Natolia, quae olim Asia Minor.
1640 (undated) 16 x 21 in (40.64 x 53.34 cm)
This is an attractive c. 1640 map of Turkey or Asia Minor by Johannes Blaeu. It covers Turkey from the Aegean Sea east as far as the Euphrates River. Cyprus and some of the Aegean Islands are also included. The map is beautifully detailed, noting several important towns, cities, rivers, and topography. Mountains are beautifully rendered in profile. The important cities of Constantinople (Istanbul), Smyrna (Izmir) and Antioch are identified.
The Ottoman Empire, at its peak, controlled the entire region during this period with Constantinople as its capital. In the middle part of the 17th century, after its period of growth, the Ottoman Empire would enter a period of gradual decline and stagnation.
A beautifully illustrated sea battle in the Mediterranean depicts one of the many naval battles fought by the Ottomans. Another illustration of a sea monster is also featured in the bottom right quadrant. A beautifully engraved title banner adorns the top of the map, with a scale depicted in the bottom right quadrant. Later editions would include an illustration of a turbaned figure holding the scale. This map was issued in 1840 in Johannes Blaeu's Atlas Novus.

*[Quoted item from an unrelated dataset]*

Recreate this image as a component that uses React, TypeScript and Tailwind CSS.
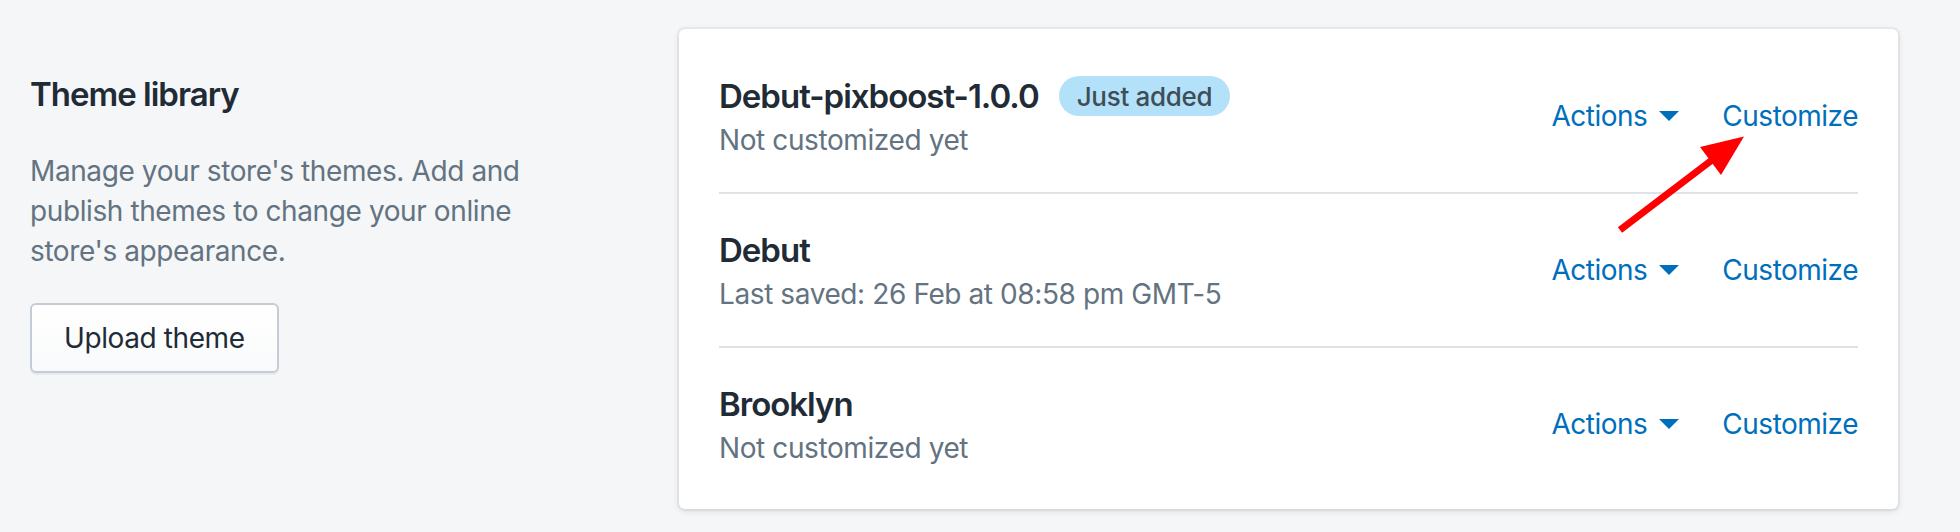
import React from "react";

const rows = [
  { title: "Debut-pixboost-1.0.0", sub: "Not customized yet", badge: "Just added" },
  { title: "Debut", sub: "Last saved: 26 Feb at 08:58 pm GMT-5" },
  { title: "Brooklyn", sub: "Not customized yet" },
];

function Caret() {
  return (
    <svg width="20" height="10" viewBox="0 0 20 10" className="ml-3 block">
      <path d="M0 0 L20 0 L10 10 Z" fill="#006fbb" />
    </svg>
  );
}

export default function App() {
  return (
    <div
      className="relative flex min-h-[532px] w-[1960px] bg-[#f4f6f8] text-[#212b36]"
      style={{ fontFamily: "Inter, 'Noto Sans', sans-serif" }}
    >
      <div className="w-[679px] shrink-0 pl-[30px] pt-[70px]">
        <h2 className="text-[33px] font-semibold leading-[48px] tracking-[-1px]">Theme library</h2>
        <p className="mt-[33px] w-[530px] text-[28px] leading-[40px] tracking-[-0.4px] text-[#637381]">
          Manage your store's themes. Add and publish themes to change your online store's appearance.
        </p>
        <button className="mt-8 flex h-[70px] items-center rounded-[6px] border-2 border-[#c4cdd5] bg-gradient-to-b from-white to-[#f9fafb] px-8 text-[28px] leading-[40px] tracking-[-0.4px] text-[#212b36] shadow-[0_2px_0_0_rgba(22,29,37,0.05)]">
          Upload theme
        </button>
      </div>
      <div className="mt-[29px] mb-[23px] w-[1219px] shrink-0 rounded-[6px] bg-white pt-[11px] pb-[9px] shadow-[0_0_0_2px_rgba(63,63,68,0.05),0_2px_6px_0_rgba(63,63,68,0.15)]">
        {rows.map((r, i) => (
          <div key={r.title} className="px-10">
            <div
              className={
                "flex items-center justify-between py-8 " +
                (i > 0 ? "border-t-2 border-[#dfe3e8]" : "")
              }
            >
              <div>
                <div className="flex items-center">
                  <span className="text-[33px] font-semibold leading-[48px] tracking-[-1px]">{r.title}</span>
                  {r.badge && (
                    <span className="ml-5 flex h-[40px] items-center rounded-full bg-[#b4e1fa] px-[18px] text-[26px] font-medium tracking-[-0.3px] text-[#3e4e57]">
                      {r.badge}
                    </span>
                  )}
                </div>
                <div className="text-[28px] leading-[40px] tracking-[-0.4px] text-[#637381]">{r.sub}</div>
              </div>
              <div className="flex items-center text-[28px] leading-[40px] tracking-[-0.5px] text-[#006fbb]">
                <span>Actions</span>
                <Caret />
                <span className="ml-[43px]">Customize</span>
              </div>
            </div>
          </div>
        ))}
      </div>
      <svg
        className="pointer-events-none absolute left-0 top-0"
        width="1960"
        height="532"
        viewBox="0 0 1960 532"
      >
        <line x1="1620" y1="230" x2="1712" y2="160" stroke="#ff0000" strokeWidth="7" />
        <polygon points="1744,136.5 1700,147 1721,175" fill="#ff0000" />
      </svg>
    </div>
  );
}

Johannes Blaeu (September 23, 1596 - December 21, 1673), also known as Joan Blaeu, was a Dutch cartographer active in the 17th century. Johannes was the son of Willem Janszoon Blaeu, founding of the Blaeu firm. Like his father Willem, Johannes was born in Alkmaar, North Holland. He studied Law, attaining a doctorate, before moving to Amsterdam to join the family mapmaking business. In 1633, Willem arranged for Johannes to take over Hessel Gerritsz's position as the official chartmaker of the Dutch East India Company, although little is known of his work for that organization, which was by contract and oath secretive. What is known is his work supplying the fabulously wealthy VOC with charts was exceedingly profitable. Where other cartographers often fell into financial ruin, the Blaeu firm thrived. It was most likely those profits that allowed the firm to publish the Theatrum orbis terrarum, sive, Atlas Novus, their most significant and best-known publication. When Willem Blaeu died in 1638, Johannes, along with his brother Cornelius Blaeu (1616 - 1648) took over the management of the Blaeu firm. They vastly expanded and updated the Atlas Novus to a remarkable 12 volumes. Under the brothers' capable management, the firm continued to prosper until the 1672 Great Amsterdam Fire destroyed their offices and most of their printing plates. Johannes Blaeu, witnessing the destruction of his life's work, died in despondence the following year. He is buried in the Dutch Reformist cemetery of Westerkerk. Johannes Blaeu was survived by his son, also Johannes but commonly called Joan II, who inherited the family's VOC contract, for whom he compiled maps until 1712.
Very good. Some centerfold damage with verso reinforcements. Original platemark visible. Minor toning and spotting.